* [DIRECTIONS FOR THIS TASK]: Extract all of the data and reproduce it precisely.

* [GIVEN INFORMATION]:
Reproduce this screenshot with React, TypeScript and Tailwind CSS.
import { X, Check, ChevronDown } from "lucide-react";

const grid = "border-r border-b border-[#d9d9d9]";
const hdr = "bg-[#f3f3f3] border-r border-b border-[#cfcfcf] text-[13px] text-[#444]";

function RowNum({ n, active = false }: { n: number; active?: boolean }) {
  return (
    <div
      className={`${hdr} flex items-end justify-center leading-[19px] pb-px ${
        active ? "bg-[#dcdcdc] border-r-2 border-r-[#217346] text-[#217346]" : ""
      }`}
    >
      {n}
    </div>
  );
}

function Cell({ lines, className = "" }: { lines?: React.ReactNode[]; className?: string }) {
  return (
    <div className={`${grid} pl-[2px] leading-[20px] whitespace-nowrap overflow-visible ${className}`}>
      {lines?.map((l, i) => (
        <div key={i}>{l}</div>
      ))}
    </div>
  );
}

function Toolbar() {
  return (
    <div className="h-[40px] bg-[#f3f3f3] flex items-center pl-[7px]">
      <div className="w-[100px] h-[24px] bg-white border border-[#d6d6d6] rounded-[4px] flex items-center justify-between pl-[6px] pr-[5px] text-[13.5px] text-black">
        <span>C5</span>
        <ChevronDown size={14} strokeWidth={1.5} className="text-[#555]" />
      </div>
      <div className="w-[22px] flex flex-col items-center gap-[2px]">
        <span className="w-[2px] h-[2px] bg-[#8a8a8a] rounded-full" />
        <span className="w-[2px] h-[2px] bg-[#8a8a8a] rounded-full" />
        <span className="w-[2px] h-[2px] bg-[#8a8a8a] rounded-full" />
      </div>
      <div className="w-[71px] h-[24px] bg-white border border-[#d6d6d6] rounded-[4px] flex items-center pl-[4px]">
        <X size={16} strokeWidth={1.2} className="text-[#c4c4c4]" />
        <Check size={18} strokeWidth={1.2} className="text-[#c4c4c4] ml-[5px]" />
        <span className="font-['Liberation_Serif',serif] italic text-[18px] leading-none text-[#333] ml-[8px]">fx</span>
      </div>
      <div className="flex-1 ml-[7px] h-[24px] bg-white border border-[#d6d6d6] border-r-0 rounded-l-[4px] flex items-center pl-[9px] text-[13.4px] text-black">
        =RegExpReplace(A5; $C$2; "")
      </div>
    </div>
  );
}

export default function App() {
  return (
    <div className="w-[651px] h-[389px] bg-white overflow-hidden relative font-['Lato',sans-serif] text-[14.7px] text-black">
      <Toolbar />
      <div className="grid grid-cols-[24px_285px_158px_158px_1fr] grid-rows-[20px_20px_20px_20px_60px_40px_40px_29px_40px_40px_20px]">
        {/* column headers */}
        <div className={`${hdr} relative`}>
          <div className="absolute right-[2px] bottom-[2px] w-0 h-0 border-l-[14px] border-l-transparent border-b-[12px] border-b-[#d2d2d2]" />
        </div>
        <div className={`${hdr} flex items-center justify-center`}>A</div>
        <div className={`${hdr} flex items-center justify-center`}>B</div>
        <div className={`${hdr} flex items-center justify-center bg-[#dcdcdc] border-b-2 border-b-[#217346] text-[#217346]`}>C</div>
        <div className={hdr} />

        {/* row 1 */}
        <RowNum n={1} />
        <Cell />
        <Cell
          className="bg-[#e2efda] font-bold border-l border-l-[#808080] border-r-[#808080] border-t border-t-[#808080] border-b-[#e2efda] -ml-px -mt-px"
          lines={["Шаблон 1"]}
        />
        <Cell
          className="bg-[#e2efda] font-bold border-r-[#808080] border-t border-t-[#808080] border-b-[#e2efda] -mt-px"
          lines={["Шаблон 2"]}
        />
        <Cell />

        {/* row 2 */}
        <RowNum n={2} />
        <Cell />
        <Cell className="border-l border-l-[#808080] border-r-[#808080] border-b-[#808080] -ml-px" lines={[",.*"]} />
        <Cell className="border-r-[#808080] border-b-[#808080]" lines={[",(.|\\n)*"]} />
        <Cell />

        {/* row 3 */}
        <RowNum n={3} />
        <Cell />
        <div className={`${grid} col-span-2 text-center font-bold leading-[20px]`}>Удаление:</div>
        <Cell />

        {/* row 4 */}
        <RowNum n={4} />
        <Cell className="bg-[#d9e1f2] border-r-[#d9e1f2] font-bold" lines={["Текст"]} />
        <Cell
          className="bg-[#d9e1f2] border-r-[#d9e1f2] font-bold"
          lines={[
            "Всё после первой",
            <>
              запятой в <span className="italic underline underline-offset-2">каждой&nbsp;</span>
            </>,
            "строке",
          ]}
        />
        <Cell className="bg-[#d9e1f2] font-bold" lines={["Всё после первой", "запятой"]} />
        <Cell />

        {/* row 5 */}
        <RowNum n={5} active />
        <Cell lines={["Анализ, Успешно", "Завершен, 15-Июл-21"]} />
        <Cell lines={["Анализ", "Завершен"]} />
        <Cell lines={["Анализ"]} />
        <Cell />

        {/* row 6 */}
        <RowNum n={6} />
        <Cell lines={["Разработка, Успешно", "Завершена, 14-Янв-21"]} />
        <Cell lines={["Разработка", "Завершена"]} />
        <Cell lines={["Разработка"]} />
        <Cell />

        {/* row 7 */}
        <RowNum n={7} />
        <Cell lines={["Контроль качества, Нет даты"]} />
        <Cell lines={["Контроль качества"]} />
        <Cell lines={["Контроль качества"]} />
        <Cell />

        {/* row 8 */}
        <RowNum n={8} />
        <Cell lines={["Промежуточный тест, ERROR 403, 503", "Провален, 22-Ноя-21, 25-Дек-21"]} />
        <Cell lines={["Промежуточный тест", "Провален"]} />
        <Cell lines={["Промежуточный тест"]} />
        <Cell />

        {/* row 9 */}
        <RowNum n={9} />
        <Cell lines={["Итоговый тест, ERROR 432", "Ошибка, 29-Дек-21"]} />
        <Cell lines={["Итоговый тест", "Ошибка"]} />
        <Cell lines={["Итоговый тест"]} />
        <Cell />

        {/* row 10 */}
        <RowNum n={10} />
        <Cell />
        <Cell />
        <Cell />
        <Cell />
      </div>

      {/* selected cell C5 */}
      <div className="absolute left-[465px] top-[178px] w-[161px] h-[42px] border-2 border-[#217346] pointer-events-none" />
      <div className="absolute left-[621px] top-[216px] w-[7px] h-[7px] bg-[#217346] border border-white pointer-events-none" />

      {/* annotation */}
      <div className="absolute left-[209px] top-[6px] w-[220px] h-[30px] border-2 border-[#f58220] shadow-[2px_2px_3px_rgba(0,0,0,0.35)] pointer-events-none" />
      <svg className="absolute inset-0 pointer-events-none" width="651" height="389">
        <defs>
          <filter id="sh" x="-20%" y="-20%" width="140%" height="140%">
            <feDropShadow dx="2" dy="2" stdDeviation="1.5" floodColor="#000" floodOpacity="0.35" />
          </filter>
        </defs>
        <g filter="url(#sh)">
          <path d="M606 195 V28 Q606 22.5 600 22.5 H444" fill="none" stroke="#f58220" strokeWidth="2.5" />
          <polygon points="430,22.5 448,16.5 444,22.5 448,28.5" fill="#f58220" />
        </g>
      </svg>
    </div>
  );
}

* [RESPONSE]:
Reproduce this screenshot with React, TypeScript and Tailwind CSS.
import { X, Check, ChevronDown } from "lucide-react";

const grid = "border-r border-b border-[#d9d9d9]";
const hdr = "bg-[#f3f3f3] border-r border-b border-[#cfcfcf] text-[13px] text-[#444]";

function RowNum({ n, active = false }: { n: number; active?: boolean }) {
  return (
    <div
      className={`${hdr} flex items-end justify-center leading-[19px] pb-px ${
        active ? "bg-[#dcdcdc] border-r-2 border-r-[#217346] text-[#217346]" : ""
      }`}
    >
      {n}
    </div>
  );
}

function Cell({ lines, className = "" }: { lines?: React.ReactNode[]; className?: string }) {
  return (
    <div className={`${grid} pl-[2px] leading-[20px] whitespace-nowrap overflow-visible ${className}`}>
      {lines?.map((l, i) => (
        <div key={i}>{l}</div>
      ))}
    </div>
  );
}

function Toolbar() {
  return (
    <div className="h-[40px] bg-[#f3f3f3] flex items-center pl-[7px]">
      <div className="w-[100px] h-[24px] bg-white border border-[#d6d6d6] rounded-[4px] flex items-center justify-between pl-[6px] pr-[5px] text-[13.5px] text-black">
        <span>C5</span>
        <ChevronDown size={14} strokeWidth={1.5} className="text-[#555]" />
      </div>
      <div className="w-[22px] flex flex-col items-center gap-[2px]">
        <span className="w-[2px] h-[2px] bg-[#8a8a8a] rounded-full" />
        <span className="w-[2px] h-[2px] bg-[#8a8a8a] rounded-full" />
        <span className="w-[2px] h-[2px] bg-[#8a8a8a] rounded-full" />
      </div>
      <div className="w-[71px] h-[24px] bg-white border border-[#d6d6d6] rounded-[4px] flex items-center pl-[4px]">
        <X size={16} strokeWidth={1.2} className="text-[#c4c4c4]" />
        <Check size={18} strokeWidth={1.2} className="text-[#c4c4c4] ml-[5px]" />
        <span className="font-['Liberation_Serif',serif] italic text-[18px] leading-none text-[#333] ml-[8px]">fx</span>
      </div>
      <div className="flex-1 ml-[7px] h-[24px] bg-white border border-[#d6d6d6] border-r-0 rounded-l-[4px] flex items-center pl-[9px] text-[13.4px] text-black">
        =RegExpReplace(A5; $C$2; "")
      </div>
    </div>
  );
}

export default function App() {
  return (
    <div className="w-[651px] h-[389px] bg-white overflow-hidden relative font-['Lato',sans-serif] text-[14.7px] text-black">
      <Toolbar />
      <div className="grid grid-cols-[24px_285px_158px_158px_1fr] grid-rows-[20px_20px_20px_20px_60px_40px_40px_29px_40px_40px_20px]">
        {/* column headers */}
        <div className={`${hdr} relative`}>
          <div className="absolute right-[2px] bottom-[2px] w-0 h-0 border-l-[14px] border-l-transparent border-b-[12px] border-b-[#d2d2d2]" />
        </div>
        <div className={`${hdr} flex items-center justify-center`}>A</div>
        <div className={`${hdr} flex items-center justify-center`}>B</div>
        <div className={`${hdr} flex items-center justify-center bg-[#dcdcdc] border-b-2 border-b-[#217346] text-[#217346]`}>C</div>
        <div className={hdr} />

        {/* row 1 */}
        <RowNum n={1} />
        <Cell />
        <Cell
          className="bg-[#e2efda] font-bold border-l border-l-[#808080] border-r-[#808080] border-t border-t-[#808080] border-b-[#e2efda] -ml-px -mt-px"
          lines={["Шаблон 1"]}
        />
        <Cell
          className="bg-[#e2efda] font-bold border-r-[#808080] border-t border-t-[#808080] border-b-[#e2efda] -mt-px"
          lines={["Шаблон 2"]}
        />
        <Cell />

        {/* row 2 */}
        <RowNum n={2} />
        <Cell />
        <Cell className="border-l border-l-[#808080] border-r-[#808080] border-b-[#808080] -ml-px" lines={[",.*"]} />
        <Cell className="border-r-[#808080] border-b-[#808080]" lines={[",(.|\\n)*"]} />
        <Cell />

        {/* row 3 */}
        <RowNum n={3} />
        <Cell />
        <div className={`${grid} col-span-2 text-center font-bold leading-[20px]`}>Удаление:</div>
        <Cell />

        {/* row 4 */}
        <RowNum n={4} />
        <Cell className="bg-[#d9e1f2] border-r-[#d9e1f2] font-bold" lines={["Текст"]} />
        <Cell
          className="bg-[#d9e1f2] border-r-[#d9e1f2] font-bold"
          lines={[
            "Всё после первой",
            <>
              запятой в <span className="italic underline underline-offset-2">каждой&nbsp;</span>
            </>,
            "строке",
          ]}
        />
        <Cell className="bg-[#d9e1f2] font-bold" lines={["Всё после первой", "запятой"]} />
        <Cell />

        {/* row 5 */}
        <RowNum n={5} active />
        <Cell lines={["Анализ, Успешно", "Завершен, 15-Июл-21"]} />
        <Cell lines={["Анализ", "Завершен"]} />
        <Cell lines={["Анализ"]} />
        <Cell />

        {/* row 6 */}
        <RowNum n={6} />
        <Cell lines={["Разработка, Успешно", "Завершена, 14-Янв-21"]} />
        <Cell lines={["Разработка", "Завершена"]} />
        <Cell lines={["Разработка"]} />
        <Cell />

        {/* row 7 */}
        <RowNum n={7} />
        <Cell lines={["Контроль качества, Нет даты"]} />
        <Cell lines={["Контроль качества"]} />
        <Cell lines={["Контроль качества"]} />
        <Cell />

        {/* row 8 */}
        <RowNum n={8} />
        <Cell lines={["Промежуточный тест, ERROR 403, 503", "Провален, 22-Ноя-21, 25-Дек-21"]} />
        <Cell lines={["Промежуточный тест", "Провален"]} />
        <Cell lines={["Промежуточный тест"]} />
        <Cell />

        {/* row 9 */}
        <RowNum n={9} />
        <Cell lines={["Итоговый тест, ERROR 432", "Ошибка, 29-Дек-21"]} />
        <Cell lines={["Итоговый тест", "Ошибка"]} />
        <Cell lines={["Итоговый тест"]} />
        <Cell />

        {/* row 10 */}
        <RowNum n={10} />
        <Cell />
        <Cell />
        <Cell />
        <Cell />
      </div>

      {/* selected cell C5 */}
      <div className="absolute left-[465px] top-[178px] w-[161px] h-[42px] border-2 border-[#217346] pointer-events-none" />
      <div className="absolute left-[621px] top-[216px] w-[7px] h-[7px] bg-[#217346] border border-white pointer-events-none" />

      {/* annotation */}
      <div className="absolute left-[209px] top-[6px] w-[220px] h-[30px] border-2 border-[#f58220] shadow-[2px_2px_3px_rgba(0,0,0,0.35)] pointer-events-none" />
      <svg className="absolute inset-0 pointer-events-none" width="651" height="389">
        <defs>
          <filter id="sh" x="-20%" y="-20%" width="140%" height="140%">
            <feDropShadow dx="2" dy="2" stdDeviation="1.5" floodColor="#000" floodOpacity="0.35" />
          </filter>
        </defs>
        <g filter="url(#sh)">
          <path d="M606 195 V28 Q606 22.5 600 22.5 H444" fill="none" stroke="#f58220" strokeWidth="2.5" />
          <polygon points="430,22.5 448,16.5 444,22.5 448,28.5" fill="#f58220" />
        </g>
      </svg>
    </div>
  );
}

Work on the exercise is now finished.